Start of Provided records

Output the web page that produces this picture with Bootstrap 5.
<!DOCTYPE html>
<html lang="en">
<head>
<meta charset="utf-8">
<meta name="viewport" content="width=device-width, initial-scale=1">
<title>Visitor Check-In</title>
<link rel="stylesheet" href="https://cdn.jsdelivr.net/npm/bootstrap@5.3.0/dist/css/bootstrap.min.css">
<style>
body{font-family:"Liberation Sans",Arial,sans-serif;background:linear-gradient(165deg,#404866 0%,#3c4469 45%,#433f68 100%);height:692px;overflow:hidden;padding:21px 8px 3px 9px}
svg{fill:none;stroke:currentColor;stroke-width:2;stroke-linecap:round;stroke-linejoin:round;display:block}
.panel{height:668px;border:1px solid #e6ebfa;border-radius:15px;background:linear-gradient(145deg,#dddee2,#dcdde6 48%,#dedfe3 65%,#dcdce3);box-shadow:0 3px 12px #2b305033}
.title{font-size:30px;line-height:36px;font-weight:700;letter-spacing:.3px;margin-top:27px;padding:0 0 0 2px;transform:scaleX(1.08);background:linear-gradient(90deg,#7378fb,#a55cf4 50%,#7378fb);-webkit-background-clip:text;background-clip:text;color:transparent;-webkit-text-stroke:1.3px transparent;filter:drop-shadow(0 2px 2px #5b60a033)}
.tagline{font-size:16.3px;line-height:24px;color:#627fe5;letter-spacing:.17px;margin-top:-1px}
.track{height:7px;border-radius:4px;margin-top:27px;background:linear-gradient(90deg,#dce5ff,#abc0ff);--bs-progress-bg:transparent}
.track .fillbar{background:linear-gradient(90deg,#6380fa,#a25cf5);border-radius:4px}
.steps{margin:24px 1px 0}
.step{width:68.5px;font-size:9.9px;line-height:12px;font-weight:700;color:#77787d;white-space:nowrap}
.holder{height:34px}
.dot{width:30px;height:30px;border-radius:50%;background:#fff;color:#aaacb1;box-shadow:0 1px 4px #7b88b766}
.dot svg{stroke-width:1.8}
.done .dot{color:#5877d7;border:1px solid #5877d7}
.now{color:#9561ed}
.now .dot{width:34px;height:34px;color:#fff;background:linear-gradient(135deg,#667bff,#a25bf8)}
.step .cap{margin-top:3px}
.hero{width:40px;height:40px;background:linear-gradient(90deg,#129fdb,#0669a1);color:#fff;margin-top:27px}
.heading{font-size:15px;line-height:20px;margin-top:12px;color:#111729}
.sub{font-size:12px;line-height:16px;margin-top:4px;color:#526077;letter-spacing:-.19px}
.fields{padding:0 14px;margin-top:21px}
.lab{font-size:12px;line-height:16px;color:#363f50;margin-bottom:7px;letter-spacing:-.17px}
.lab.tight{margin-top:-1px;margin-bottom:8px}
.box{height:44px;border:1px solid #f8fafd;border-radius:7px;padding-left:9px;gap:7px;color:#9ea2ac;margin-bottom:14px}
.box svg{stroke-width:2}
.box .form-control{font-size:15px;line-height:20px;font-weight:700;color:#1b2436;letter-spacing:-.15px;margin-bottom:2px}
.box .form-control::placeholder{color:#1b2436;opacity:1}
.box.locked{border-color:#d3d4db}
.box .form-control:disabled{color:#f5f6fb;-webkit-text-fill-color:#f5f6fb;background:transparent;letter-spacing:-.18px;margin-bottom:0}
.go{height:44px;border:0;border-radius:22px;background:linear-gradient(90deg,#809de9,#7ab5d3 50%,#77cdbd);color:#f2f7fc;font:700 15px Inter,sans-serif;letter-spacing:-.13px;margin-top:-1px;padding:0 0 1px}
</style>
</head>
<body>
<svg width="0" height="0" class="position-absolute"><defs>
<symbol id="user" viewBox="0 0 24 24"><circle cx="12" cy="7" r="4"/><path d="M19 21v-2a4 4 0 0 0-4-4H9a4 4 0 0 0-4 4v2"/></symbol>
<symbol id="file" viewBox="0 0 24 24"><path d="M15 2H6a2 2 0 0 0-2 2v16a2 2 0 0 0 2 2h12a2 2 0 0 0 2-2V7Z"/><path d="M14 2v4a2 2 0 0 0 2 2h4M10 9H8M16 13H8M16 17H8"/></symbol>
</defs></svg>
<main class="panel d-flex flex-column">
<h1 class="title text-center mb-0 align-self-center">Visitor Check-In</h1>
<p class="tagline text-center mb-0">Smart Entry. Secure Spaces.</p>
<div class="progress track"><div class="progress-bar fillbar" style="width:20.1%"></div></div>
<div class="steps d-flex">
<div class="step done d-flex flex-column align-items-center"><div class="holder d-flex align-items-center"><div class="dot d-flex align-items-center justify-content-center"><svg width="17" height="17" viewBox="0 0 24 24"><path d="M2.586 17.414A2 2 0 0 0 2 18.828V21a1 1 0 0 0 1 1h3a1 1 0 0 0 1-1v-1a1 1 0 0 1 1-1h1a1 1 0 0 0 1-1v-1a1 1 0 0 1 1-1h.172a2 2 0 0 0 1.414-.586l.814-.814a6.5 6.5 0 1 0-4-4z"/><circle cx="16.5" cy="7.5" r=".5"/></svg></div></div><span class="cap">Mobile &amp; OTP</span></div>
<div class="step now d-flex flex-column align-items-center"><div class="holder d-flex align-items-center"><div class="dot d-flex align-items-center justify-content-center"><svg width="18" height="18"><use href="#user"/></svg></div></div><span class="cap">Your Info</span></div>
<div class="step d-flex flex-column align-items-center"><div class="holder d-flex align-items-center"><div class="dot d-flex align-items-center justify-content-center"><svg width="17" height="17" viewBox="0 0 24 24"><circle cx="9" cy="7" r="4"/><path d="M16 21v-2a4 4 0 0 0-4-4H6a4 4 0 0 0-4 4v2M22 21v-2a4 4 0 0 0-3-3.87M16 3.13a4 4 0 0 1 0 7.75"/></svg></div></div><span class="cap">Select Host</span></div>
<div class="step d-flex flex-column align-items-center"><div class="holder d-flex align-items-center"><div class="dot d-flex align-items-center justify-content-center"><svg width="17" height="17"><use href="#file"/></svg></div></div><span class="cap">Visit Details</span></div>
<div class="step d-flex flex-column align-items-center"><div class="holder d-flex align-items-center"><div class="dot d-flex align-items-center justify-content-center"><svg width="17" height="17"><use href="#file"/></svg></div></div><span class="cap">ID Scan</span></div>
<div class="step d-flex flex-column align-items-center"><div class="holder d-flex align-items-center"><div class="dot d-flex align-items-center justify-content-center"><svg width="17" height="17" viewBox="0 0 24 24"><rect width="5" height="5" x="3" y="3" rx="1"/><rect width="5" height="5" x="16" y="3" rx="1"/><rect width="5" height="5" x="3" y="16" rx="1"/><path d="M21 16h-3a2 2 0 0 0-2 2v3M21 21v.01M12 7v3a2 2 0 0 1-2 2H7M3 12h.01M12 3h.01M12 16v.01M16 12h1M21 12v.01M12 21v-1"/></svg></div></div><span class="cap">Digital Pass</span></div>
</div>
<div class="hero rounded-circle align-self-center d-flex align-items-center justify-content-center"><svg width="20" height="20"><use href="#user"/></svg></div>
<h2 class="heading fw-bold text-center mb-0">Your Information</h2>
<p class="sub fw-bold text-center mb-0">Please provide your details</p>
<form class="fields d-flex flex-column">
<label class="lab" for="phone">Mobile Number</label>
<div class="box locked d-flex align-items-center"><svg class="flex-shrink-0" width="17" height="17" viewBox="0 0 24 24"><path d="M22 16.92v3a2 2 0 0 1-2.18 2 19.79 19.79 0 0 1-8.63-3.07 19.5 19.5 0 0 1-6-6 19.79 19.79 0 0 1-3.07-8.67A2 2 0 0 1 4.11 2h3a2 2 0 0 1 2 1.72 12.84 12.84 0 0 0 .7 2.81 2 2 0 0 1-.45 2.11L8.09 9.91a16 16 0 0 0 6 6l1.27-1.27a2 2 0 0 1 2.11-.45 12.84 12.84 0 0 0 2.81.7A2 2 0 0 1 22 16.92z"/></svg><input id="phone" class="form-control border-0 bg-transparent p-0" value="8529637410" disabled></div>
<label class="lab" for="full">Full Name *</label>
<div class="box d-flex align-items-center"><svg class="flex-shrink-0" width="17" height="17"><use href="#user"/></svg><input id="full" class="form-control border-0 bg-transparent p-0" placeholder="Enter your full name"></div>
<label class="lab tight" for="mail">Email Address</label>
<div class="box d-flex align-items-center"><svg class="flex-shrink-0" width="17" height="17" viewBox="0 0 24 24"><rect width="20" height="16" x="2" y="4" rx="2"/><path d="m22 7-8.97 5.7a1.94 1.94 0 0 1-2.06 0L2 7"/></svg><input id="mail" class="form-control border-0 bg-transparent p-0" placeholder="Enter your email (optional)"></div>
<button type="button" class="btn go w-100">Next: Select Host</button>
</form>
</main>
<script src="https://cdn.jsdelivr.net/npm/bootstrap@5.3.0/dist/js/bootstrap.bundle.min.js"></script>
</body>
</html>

End of Provided records
Start of Provided records

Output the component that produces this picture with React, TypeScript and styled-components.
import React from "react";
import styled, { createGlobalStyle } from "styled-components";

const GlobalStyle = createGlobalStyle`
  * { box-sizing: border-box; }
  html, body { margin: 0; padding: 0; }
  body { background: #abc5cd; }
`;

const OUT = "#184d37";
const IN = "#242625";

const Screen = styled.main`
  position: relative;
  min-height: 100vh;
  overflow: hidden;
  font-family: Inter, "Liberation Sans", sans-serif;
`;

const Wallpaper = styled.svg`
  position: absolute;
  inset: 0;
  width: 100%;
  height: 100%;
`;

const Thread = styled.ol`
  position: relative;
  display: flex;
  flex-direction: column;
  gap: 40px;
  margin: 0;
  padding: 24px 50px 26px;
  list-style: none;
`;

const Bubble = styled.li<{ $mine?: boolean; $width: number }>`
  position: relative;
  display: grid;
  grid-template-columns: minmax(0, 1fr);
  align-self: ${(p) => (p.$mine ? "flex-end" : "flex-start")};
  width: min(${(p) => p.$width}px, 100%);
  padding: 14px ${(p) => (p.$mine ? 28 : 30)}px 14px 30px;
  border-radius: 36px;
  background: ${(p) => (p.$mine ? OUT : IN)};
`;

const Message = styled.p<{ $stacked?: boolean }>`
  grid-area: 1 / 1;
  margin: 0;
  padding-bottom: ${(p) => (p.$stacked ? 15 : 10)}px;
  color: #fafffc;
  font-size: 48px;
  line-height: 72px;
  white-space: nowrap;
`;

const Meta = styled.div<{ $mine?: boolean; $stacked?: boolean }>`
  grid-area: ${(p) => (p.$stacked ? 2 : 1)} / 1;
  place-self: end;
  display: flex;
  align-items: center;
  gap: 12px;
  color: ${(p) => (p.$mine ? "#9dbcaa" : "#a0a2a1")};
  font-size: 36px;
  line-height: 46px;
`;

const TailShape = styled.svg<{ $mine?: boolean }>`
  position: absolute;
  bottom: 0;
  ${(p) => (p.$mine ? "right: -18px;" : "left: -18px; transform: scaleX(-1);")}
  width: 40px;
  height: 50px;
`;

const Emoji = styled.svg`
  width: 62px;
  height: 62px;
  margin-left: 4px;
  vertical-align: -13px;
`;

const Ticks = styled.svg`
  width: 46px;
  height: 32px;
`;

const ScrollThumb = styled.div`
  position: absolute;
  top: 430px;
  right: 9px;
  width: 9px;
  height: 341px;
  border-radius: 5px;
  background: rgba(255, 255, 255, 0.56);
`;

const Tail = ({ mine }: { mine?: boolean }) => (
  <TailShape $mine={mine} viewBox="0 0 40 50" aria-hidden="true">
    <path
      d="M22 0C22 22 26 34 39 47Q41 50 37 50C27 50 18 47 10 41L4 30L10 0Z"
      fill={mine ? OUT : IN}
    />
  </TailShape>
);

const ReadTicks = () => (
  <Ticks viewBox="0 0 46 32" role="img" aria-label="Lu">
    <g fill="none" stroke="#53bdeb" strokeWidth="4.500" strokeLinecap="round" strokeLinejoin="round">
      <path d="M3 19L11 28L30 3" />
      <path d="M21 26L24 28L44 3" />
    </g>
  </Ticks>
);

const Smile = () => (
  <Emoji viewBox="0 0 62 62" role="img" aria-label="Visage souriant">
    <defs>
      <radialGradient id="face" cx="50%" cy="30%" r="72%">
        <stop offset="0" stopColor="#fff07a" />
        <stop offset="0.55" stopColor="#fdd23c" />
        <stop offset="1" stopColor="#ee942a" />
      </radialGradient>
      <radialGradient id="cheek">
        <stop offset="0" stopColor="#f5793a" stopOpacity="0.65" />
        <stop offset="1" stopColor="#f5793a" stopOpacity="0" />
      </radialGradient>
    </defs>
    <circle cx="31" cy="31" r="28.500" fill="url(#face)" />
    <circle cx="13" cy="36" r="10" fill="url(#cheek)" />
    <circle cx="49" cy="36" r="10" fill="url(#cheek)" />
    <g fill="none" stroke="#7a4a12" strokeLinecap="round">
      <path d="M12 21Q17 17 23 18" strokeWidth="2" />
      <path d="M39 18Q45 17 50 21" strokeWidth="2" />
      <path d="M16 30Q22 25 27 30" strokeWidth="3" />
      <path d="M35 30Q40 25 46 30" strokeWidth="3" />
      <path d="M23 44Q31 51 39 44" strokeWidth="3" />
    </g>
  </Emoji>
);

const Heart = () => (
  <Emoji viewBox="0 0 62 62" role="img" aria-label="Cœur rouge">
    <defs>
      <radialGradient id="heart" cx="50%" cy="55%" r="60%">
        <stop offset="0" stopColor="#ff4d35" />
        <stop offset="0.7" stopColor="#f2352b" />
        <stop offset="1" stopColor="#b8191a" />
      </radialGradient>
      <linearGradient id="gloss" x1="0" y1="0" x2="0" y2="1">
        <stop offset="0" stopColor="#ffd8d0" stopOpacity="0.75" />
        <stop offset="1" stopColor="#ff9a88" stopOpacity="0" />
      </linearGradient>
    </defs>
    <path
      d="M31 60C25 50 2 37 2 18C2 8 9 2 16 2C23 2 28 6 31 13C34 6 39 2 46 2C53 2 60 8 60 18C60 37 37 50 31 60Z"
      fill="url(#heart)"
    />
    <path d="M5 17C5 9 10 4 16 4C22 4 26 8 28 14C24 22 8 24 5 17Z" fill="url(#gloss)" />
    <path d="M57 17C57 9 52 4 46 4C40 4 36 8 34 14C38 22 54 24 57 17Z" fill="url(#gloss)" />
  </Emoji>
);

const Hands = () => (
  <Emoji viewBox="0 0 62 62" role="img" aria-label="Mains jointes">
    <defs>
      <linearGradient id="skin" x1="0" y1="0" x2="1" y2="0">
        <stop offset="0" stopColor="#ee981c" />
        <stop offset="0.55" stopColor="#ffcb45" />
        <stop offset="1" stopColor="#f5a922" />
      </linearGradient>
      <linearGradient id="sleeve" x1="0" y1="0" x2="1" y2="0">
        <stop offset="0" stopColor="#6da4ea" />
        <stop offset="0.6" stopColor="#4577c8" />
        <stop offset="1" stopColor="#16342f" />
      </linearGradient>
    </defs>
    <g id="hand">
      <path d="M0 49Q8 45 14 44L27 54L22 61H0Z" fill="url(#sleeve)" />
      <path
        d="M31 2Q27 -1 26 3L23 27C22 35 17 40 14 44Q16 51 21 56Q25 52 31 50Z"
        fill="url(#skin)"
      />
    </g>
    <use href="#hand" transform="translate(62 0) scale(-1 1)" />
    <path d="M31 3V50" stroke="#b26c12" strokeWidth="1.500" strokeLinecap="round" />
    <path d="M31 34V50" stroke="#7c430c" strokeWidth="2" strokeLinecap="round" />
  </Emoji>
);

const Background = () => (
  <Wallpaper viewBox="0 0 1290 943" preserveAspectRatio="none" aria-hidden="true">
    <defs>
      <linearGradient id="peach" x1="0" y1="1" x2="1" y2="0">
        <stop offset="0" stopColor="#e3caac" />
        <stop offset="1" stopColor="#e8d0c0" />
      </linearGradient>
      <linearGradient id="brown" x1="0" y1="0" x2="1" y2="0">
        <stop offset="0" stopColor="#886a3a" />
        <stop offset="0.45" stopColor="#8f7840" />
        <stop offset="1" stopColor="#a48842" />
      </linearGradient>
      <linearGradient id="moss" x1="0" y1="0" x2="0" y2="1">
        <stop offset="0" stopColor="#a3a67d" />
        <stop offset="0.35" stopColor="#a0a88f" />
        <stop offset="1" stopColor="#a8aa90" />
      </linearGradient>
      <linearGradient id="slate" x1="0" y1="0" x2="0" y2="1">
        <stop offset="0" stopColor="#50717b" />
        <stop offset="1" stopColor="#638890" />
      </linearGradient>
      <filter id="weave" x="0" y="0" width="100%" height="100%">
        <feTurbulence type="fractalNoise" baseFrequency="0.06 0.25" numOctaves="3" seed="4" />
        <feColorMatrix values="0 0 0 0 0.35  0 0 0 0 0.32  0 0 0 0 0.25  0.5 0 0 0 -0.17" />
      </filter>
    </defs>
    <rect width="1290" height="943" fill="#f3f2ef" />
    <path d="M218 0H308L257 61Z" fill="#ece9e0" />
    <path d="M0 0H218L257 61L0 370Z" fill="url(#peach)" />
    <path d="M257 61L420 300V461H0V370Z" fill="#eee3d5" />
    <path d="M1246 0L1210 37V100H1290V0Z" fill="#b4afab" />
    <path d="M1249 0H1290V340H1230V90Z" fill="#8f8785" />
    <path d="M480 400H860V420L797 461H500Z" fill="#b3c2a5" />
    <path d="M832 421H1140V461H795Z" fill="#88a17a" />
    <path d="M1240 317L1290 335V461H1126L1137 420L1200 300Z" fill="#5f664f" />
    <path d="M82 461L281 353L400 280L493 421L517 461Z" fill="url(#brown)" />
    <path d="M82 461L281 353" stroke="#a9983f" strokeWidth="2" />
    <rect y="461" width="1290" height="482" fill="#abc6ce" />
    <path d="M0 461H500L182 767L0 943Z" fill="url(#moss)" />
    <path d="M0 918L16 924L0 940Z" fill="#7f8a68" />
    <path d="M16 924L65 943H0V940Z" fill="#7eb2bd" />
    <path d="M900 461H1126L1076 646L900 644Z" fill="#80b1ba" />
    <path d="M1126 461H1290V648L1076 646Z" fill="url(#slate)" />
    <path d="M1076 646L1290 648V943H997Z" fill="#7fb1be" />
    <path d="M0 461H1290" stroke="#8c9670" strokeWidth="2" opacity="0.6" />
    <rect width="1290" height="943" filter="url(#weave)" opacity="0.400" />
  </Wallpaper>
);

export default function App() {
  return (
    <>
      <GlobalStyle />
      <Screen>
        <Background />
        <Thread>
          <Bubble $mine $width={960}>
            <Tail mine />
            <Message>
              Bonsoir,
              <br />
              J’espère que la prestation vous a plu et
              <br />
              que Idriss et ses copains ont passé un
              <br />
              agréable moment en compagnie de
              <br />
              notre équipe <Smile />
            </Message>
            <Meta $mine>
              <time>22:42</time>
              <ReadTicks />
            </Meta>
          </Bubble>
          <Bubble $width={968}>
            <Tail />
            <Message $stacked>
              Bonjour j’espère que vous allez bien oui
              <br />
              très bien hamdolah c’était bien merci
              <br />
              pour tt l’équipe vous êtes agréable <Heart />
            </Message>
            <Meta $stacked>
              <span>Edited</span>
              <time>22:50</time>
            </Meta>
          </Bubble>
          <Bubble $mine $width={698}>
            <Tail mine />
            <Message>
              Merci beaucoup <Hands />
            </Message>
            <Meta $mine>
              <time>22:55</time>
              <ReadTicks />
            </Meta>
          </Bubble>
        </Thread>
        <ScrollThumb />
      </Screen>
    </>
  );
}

End of Provided records

Which lines hold the word "React"? Copy each of them from the records.

Output the component that produces this picture with React, TypeScript and styled-components.
import React from "react";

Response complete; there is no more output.